The Governor of a State shall be appointed by the President by warrant under his hand and seal.
Article 131, Draft Constitution, 1948
The Governor of a State shall be elected by direct vote of all persons who have the right to vote at a general election for the Legislative Assembly of the State.
The Governor of a State shall be appointed by the President by warrant under his hand and seal from a panel of four candidates to be elected by the members of the Legislative Assembly of the State, or, where there is a Legislative Council in the State, by all the members of the Legislative Assembly and of the Legislative Council of the State assembled at a joint meeting, in accordance with the system of proportional representation by means of the single transferable vote and the voting at such election shall be by secret ballot.
Draft Article 131 (Article 155) was debated on 30th May and 31st May 1949. This Draft Article had two versions, one which laid out the procedure for election of the Governor, and the other which laid out the procedure for appointment.cThe debates focused on whether the Governor should be chosen through election or by appointment.
Some members who were in favour of election pointed out that the Assembly had taken a resolution two years ago stating that the Governor would be chosen through election. One member argued that an appointed Governor could be from any state, and therefore would be an inefficient administrator since he would not have any knowledge of the people or language.
Many members favoured the system of appointment, but disapproved of the process laid out in the Draft Article. One member argued that provincial autonomy and successful state cabinet governments could only be ensured by the ‘existence of a fairly impartial constitutional head’. He also opposed the system of appointment from a panel of candidates in the Draft Article as not ‘conducive to amicable relations’ since it would encourage factionalism within the party. A member of the Drafting Committee also agreed with this proposition, stating that appointment was more suitable given that the function of the Governor was ‘to be a constitutional head, a sagacious counselor and adviser to the Ministry one who can throw oil over troubled waters’. The Prime Minister agreed with these arguments, stating that appointment would ensure that the Governor was detached from state politics and able to operate fairly and impartially. Another member argued that the power to appoint should be vested in the President.

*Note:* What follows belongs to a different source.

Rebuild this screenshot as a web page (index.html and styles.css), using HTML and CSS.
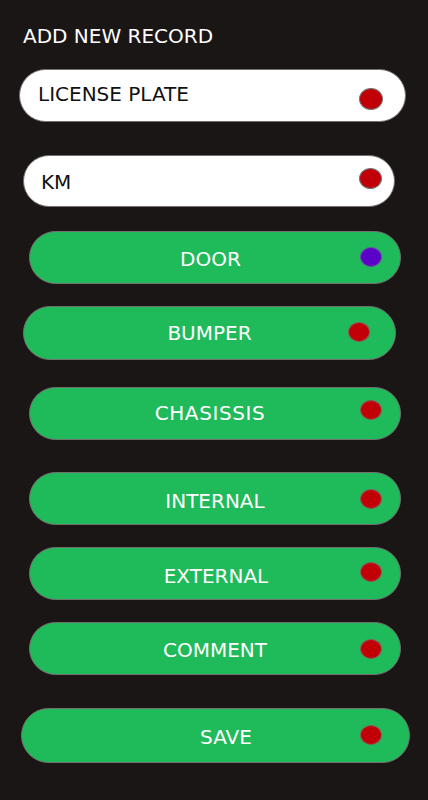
FILE: index.html
```html
<!DOCTYPE html>
<html>
<head>
<meta charset="utf-8">
<link rel="stylesheet" href="styles.css">
</head>
<body>
<main class="screen">
  <h1 class="title">ADD NEW RECORD</h1>
  <div class="field input r-lp"><span>LICENSE PLATE</span><i class="dot red"></i></div>
  <div class="field input r-km"><span>KM</span><i class="dot red"></i></div>
  <div class="field btn r-door"><span>DOOR</span><i class="dot purple"></i></div>
  <div class="field btn r-bumper"><span>BUMPER</span><i class="dot red"></i></div>
  <div class="field btn r-chas"><span>CHASISSIS</span><i class="dot red"></i></div>
  <div class="field btn r-int"><span>INTERNAL</span><i class="dot red"></i></div>
  <div class="field btn r-ext"><span>EXTERNAL</span><i class="dot red"></i></div>
  <div class="field btn r-comm"><span>COMMENT</span><i class="dot red"></i></div>
  <div class="field btn r-save"><span>SAVE</span><i class="dot red"></i></div>
</main>
</body>
</html>
```
FILE: styles.css
```css
html, body {
  margin: 0;
  padding: 0;
  background: #1a1616;
}
.screen {
  width: 428px;
  height: 800px;
  overflow: hidden;
  font-family: "DejaVu Sans", Verdana, sans-serif;
}
.title {
  margin: 0;
  padding: 25px 0 0 23px;
  font-size: 20px;
  line-height: 22px;
  font-weight: normal;
  color: #fff;
}
.field {
  position: relative;
  box-sizing: border-box;
  display: flex;
  align-items: center;
  border: 1px solid #757070;
  border-radius: 999px;
  font-size: 20px;
  line-height: 24px;
}
.input {
  background: #fff;
  color: #111;
  justify-content: flex-start;
}
.btn {
  background: #1fba59;
  color: #fff;
  justify-content: center;
}
.dot {
  position: absolute;
  box-sizing: border-box;
  width: 22px;
  height: 20px;
  border-radius: 50%;
  border: 1px solid #8a5a5a;
}
.red { background: #c00006; }
.purple { background: #5a02c8; border-color: #6a50a0; }

.r-lp { margin: 22px 0 0 19px; width: 387px; height: 53px; padding: 0 0 3px 18px; }
.r-lp .dot { width: 24px; height: 22px; top: 18px; right: 22px; border-color: #777; }
.r-km { margin: 33px 0 0 23px; width: 372px; height: 52px; padding: 2px 0 0 17px; }
.r-km .dot { width: 23px; height: 21px; top: 12px; right: 12px; border-color: #777; }
.r-door { margin: 24px 0 0 29px; width: 372px; height: 53px; padding: 3px 9px 0 0; }
.r-door .dot { top: 14.5px; right: 18px; }
.r-bumper { margin: 22px 0 0 23px; width: 373px; height: 54px; padding: 0 0 1px 0; }
.r-bumper .dot { top: 14.5px; right: 25px; }
.r-chas { margin: 27px 0 0 29px; width: 372px; height: 53px; padding: 0 10px 2px 0; letter-spacing: 0.6px; }
.r-chas .dot { top: 12px; right: 18px; }
.r-int { margin: 32px 0 0 29px; width: 372px; height: 53px; padding: 4px 0 0 0; }
.r-int .dot { top: 16px; right: 18px; }
.r-ext { margin: 22px 0 0 29px; width: 372px; height: 53px; padding: 4px 0 0 2px; }
.r-ext .dot { top: 14px; right: 18px; }
.r-comm { margin: 22px 0 0 29px; width: 372px; height: 53px; padding: 3px 0 0 0; }
.r-comm .dot { top: 16px; right: 18px; }
.r-save { margin: 33px 0 0 21px; width: 389px; height: 55px; padding: 3px 0 0 21px; }
.r-save .dot { top: 16px; right: 27px; }
```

One member proposed to wholly replace the Draft Article with ‘The Governor of a State shall be appointed by the President by warrant under his hand and seal.’ He argued that the language of the Draft Article gave too much leeway to the Legislature and restricted the choice of the President. The amendment, he contended, simplified the procedure, and gave the President unfettered right to appoint a Governor. This received the popular support of the Assembly, including members of the Drafting Committee.